We are in the midst of a ‘drugs drought‘, which means there could be no more new, approved compounds by around 2070 unless we radically alter the current drug discovery paradigm. Using animals as models of human disease for predicting safety and efficacy of novel drugs has proven to be time consuming, costly and about as effective as tossing a coin—with failure rates running as high as 99.6 % for some conditions. While the reasons underpinning the failure of new chemical entities to reach the clinic, and successfully remain there, are complex and multi-factorial, there is no doubt that one of the greatest limitations for identifying new therapeutics for human diseases is the deficiencies in the animals employed/manipulated as models of the human condition.
OoC offer an ethical, human testing platform which is a vast improvement on both conventional animal and most other in vitro assay systems, and could provide a route through the currently stagnant waters of drug development. OoC technology brings together tissue engineering, semiconductor and polymer microfabrication and human cell culture (including primary cells, tissue explants or induced pluripotent stem cells) in order to create organ systems with equivalent dynamics, functionality, physiological and pathophysiological responses to those in vivo. Rapid advances in these technologies are permitting the creation of multi-organ chip (MOC) systems which are quickly moving towards the creation of the Human-on-Chip and the much sought-after Patient-on -Chip.
The ORCHID roadmap steers the way through the urgent need to reinvigorate the drug development pipeline with the temptation to offer OoC as the answer to everything. This report combines expert input with bibliometric analysis of the field and a market report to provide a realistic snapshot of the state-of-the-art for OoC. It admits that there are hurdles to overcome before this new technology is able to address the overall aim of EU Directive 2010/63 – replacing animals in science – and provides global citizens with much-needed treatments, but it puts forward recommendations to further progress towards these goals. The ultimate key recommendations pair up the unmet needs and existing challenges that will need to be dealt with in order to create the global regulatory acceptance that is needed to enable wider use of OoC and to allow the regulatory acceptance of data generated from OoC that will see them replace animals.
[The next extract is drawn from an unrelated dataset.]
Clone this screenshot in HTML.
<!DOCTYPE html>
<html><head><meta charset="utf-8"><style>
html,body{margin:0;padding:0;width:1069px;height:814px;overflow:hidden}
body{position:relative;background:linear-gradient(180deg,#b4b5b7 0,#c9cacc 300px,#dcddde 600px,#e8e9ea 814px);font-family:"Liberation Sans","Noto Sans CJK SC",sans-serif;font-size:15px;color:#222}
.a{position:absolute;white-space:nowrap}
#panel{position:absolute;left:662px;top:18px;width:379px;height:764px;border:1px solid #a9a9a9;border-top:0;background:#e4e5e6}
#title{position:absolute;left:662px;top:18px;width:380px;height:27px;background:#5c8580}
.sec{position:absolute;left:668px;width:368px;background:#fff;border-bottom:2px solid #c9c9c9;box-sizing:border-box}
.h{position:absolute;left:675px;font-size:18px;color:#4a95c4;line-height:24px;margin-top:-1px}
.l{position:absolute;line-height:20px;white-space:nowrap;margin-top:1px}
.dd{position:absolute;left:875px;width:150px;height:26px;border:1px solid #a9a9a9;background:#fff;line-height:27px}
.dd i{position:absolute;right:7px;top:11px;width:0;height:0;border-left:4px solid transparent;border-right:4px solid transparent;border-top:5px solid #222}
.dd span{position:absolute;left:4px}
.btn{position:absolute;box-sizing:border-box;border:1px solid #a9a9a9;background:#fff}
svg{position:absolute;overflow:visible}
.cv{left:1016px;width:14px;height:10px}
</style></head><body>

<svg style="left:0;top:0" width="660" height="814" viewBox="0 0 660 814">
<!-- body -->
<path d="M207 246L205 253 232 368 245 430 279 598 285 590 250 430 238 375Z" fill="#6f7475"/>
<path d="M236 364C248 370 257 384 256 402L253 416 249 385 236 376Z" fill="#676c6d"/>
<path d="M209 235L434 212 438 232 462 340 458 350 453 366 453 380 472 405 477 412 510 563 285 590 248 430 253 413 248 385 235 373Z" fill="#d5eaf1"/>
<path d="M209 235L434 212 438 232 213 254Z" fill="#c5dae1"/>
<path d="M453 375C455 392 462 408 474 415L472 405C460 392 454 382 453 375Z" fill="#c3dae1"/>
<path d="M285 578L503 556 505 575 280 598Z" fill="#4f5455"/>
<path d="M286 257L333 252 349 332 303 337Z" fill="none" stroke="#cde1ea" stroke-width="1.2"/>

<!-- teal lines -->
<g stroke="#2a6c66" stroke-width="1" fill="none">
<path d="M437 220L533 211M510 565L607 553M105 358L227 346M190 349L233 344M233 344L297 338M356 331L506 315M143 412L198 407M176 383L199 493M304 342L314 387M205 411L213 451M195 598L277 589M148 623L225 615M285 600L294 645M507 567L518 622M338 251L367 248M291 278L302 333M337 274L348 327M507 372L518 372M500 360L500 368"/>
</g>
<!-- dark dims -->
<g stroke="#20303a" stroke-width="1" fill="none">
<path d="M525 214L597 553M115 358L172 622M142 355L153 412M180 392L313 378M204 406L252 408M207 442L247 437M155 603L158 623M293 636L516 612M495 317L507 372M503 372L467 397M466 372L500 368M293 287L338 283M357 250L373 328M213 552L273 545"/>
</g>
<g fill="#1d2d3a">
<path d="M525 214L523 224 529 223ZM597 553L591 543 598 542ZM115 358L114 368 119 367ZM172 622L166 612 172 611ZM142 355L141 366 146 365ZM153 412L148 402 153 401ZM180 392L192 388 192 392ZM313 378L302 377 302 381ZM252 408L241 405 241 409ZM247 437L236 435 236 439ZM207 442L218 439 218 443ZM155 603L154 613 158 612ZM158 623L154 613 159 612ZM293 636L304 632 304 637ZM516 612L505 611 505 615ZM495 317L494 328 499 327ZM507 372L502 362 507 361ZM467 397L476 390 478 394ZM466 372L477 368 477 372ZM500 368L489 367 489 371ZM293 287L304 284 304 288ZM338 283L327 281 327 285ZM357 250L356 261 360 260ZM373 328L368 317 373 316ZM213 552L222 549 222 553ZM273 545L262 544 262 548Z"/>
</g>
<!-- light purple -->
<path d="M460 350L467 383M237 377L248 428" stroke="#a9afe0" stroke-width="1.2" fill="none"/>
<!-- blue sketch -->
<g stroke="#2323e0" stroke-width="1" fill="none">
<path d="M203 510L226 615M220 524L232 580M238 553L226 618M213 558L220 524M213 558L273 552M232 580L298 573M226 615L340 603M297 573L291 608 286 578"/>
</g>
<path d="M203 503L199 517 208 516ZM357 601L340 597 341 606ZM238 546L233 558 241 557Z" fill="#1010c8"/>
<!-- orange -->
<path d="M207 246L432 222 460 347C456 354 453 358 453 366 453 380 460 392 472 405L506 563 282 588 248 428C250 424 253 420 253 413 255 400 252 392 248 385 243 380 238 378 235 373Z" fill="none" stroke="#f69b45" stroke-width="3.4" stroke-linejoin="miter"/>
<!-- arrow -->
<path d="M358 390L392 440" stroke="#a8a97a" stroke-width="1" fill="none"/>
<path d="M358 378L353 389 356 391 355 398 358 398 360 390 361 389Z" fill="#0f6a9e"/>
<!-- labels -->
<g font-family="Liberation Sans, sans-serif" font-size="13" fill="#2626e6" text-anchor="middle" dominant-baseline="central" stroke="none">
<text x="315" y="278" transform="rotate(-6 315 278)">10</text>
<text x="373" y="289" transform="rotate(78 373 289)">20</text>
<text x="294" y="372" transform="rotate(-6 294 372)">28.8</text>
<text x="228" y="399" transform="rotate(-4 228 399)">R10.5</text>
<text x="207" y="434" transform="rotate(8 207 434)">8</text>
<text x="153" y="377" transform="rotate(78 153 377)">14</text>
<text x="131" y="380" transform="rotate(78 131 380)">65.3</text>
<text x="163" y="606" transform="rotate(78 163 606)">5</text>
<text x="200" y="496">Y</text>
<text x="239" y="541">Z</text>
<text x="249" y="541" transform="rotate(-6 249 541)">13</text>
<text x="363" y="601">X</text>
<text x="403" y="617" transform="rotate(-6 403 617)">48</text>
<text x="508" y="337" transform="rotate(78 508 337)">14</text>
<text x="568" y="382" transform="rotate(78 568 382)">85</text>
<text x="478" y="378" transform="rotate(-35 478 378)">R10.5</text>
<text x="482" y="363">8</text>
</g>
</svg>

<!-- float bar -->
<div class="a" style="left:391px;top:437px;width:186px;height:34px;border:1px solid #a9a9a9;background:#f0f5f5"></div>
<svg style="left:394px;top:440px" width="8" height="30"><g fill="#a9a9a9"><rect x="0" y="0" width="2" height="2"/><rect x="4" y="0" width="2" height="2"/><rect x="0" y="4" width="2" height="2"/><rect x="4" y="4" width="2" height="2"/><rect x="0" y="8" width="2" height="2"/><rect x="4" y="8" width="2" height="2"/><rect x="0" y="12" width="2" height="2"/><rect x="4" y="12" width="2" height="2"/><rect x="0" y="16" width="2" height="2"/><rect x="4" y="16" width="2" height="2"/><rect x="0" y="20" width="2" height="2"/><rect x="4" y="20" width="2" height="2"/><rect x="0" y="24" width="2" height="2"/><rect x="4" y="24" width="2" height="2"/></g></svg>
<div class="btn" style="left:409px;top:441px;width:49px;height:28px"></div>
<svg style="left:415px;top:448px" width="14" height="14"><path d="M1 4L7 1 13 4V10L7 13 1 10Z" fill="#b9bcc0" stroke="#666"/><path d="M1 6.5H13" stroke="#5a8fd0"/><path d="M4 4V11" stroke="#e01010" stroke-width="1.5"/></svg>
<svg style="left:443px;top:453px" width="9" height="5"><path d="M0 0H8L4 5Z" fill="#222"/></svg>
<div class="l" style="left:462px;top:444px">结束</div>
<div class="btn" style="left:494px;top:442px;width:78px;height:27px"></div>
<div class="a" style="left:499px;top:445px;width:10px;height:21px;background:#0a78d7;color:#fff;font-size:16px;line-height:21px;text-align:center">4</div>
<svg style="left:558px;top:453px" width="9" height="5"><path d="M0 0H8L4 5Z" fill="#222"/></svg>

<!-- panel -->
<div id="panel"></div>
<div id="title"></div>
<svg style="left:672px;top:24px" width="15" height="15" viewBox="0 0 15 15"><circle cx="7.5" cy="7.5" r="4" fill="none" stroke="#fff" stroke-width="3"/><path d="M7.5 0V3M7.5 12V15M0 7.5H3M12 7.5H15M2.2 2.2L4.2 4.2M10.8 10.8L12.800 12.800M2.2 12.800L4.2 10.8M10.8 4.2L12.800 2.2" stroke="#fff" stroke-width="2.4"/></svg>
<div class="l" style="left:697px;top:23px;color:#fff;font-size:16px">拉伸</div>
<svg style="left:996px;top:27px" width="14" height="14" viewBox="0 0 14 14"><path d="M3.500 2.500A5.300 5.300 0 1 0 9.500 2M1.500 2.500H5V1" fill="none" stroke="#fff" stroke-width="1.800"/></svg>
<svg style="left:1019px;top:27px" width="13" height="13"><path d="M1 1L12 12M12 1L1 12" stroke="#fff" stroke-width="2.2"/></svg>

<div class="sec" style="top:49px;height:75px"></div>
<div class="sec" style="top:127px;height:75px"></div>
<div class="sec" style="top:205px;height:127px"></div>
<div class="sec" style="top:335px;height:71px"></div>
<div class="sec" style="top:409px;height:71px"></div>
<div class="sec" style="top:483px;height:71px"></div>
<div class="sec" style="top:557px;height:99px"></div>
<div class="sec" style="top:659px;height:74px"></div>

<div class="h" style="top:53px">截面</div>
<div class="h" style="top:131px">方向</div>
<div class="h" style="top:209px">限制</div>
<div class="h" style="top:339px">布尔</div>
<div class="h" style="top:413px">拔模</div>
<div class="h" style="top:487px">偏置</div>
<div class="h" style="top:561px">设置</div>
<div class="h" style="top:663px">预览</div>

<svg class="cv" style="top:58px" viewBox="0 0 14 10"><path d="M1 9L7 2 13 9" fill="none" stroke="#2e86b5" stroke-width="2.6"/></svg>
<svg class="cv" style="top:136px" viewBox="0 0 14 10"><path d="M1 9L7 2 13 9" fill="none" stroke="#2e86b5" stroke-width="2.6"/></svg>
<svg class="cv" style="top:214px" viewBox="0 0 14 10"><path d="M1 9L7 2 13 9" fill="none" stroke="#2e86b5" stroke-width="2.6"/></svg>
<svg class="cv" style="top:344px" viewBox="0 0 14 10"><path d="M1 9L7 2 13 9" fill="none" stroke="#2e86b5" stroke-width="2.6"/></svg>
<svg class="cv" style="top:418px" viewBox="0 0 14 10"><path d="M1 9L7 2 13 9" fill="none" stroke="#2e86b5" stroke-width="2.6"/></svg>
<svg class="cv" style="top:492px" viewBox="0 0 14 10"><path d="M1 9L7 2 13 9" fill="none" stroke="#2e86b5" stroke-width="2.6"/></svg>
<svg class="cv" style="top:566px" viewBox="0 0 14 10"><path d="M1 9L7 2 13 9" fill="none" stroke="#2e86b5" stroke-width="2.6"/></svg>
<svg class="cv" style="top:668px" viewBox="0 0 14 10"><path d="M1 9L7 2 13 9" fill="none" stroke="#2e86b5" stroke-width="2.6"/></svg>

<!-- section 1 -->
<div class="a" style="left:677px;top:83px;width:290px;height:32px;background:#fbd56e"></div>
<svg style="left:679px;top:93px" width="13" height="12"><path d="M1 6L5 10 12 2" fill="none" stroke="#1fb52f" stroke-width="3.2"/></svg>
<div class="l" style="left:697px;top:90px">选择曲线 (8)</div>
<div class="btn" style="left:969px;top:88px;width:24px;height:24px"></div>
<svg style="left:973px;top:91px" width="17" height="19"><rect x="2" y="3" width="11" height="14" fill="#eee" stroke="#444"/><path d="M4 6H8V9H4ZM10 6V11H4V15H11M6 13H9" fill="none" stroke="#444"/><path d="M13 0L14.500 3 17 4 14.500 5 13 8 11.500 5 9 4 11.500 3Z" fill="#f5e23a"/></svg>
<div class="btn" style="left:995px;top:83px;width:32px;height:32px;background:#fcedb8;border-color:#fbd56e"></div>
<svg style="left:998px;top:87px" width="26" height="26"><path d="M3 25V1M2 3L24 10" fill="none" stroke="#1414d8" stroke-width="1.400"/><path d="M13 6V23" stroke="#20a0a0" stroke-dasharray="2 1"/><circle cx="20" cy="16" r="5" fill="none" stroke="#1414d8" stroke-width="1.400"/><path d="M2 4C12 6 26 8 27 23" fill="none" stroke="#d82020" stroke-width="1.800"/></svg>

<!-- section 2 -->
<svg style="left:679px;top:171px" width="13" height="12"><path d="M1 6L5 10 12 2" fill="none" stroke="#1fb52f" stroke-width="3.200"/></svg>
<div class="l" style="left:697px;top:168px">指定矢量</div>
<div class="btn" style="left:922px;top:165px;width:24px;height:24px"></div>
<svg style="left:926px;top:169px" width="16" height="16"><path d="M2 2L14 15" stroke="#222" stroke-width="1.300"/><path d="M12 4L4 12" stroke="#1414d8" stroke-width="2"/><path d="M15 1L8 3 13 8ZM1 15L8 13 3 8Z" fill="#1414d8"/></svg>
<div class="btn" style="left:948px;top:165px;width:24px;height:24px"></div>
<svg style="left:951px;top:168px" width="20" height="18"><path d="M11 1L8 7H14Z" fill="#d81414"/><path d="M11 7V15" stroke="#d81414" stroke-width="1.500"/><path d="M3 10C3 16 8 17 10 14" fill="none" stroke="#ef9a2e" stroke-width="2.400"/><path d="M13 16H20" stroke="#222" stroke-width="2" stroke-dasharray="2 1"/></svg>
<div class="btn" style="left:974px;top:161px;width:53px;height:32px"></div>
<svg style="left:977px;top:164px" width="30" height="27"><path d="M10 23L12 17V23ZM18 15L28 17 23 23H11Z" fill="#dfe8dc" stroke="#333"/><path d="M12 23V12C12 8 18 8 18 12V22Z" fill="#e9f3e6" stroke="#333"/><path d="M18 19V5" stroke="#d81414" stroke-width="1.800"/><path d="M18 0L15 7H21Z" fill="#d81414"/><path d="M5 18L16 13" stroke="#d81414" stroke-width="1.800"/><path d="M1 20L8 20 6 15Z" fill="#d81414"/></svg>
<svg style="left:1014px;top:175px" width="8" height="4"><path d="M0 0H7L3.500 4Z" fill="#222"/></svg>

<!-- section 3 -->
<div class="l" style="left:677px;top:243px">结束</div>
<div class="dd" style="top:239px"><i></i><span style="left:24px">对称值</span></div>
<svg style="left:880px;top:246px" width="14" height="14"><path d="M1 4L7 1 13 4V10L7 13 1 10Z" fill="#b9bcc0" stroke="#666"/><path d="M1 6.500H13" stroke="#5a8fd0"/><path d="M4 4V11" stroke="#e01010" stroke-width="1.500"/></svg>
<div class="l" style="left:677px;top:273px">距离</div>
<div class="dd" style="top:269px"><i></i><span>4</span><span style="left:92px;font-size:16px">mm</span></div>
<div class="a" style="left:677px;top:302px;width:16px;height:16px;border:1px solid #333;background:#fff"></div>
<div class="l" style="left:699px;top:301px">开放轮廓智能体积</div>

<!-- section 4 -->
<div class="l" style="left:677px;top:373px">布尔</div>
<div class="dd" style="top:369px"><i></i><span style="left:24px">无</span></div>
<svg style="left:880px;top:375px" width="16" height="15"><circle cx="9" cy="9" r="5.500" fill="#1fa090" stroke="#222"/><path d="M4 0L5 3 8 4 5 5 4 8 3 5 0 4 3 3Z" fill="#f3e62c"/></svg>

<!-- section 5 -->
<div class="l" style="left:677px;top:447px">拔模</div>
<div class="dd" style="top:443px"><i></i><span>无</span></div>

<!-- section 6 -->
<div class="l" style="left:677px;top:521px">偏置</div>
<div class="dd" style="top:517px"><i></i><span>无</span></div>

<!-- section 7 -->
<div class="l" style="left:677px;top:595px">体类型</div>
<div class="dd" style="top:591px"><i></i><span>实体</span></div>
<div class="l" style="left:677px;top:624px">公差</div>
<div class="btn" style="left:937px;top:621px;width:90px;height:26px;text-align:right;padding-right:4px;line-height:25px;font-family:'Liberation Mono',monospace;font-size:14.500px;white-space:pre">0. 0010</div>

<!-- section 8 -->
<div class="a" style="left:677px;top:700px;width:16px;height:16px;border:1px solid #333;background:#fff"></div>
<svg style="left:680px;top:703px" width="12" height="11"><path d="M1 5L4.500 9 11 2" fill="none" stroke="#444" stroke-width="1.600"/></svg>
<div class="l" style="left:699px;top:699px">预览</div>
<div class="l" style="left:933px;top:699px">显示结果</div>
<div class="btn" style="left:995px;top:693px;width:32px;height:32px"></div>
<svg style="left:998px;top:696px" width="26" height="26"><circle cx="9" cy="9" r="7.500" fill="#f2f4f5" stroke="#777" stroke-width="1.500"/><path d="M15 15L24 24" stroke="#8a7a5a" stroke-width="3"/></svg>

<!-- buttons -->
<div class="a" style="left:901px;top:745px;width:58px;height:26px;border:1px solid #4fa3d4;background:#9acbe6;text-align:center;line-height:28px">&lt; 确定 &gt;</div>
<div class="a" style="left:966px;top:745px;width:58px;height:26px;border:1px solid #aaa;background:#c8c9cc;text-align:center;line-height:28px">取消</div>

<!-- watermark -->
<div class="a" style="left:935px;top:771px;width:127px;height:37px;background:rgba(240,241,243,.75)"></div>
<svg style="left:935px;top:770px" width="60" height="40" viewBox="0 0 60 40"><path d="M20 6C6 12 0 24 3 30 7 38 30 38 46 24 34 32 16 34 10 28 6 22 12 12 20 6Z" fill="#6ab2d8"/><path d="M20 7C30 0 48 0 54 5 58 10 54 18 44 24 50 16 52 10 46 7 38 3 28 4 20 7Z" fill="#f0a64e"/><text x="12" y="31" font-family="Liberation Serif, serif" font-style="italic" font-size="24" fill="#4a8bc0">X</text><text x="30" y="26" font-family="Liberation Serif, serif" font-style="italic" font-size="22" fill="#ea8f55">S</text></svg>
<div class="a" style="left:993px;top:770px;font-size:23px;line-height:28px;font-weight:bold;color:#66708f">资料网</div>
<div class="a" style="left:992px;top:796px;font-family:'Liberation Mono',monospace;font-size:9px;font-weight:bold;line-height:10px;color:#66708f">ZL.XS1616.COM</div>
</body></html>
The clarity of suggestions described in the roadmap, the relative linearity of the route proposed and the speed at which this field is developing offers great hope for overcoming the challenges and unmet needs outlined. Already, we have seen increased public and private funding for OoC, reports of mature heart models, real-time monitoring of muscle contraction and MOC used for ADME in toxicity testing. So, as much as we try not to proffer OoC as the answer to all our prayers for developing new, safe and effective drugs that can reduce the animal body count to the ultimate goal of zero, we cannot fail to be excited to see how, and when, these promising little devices will achieve this.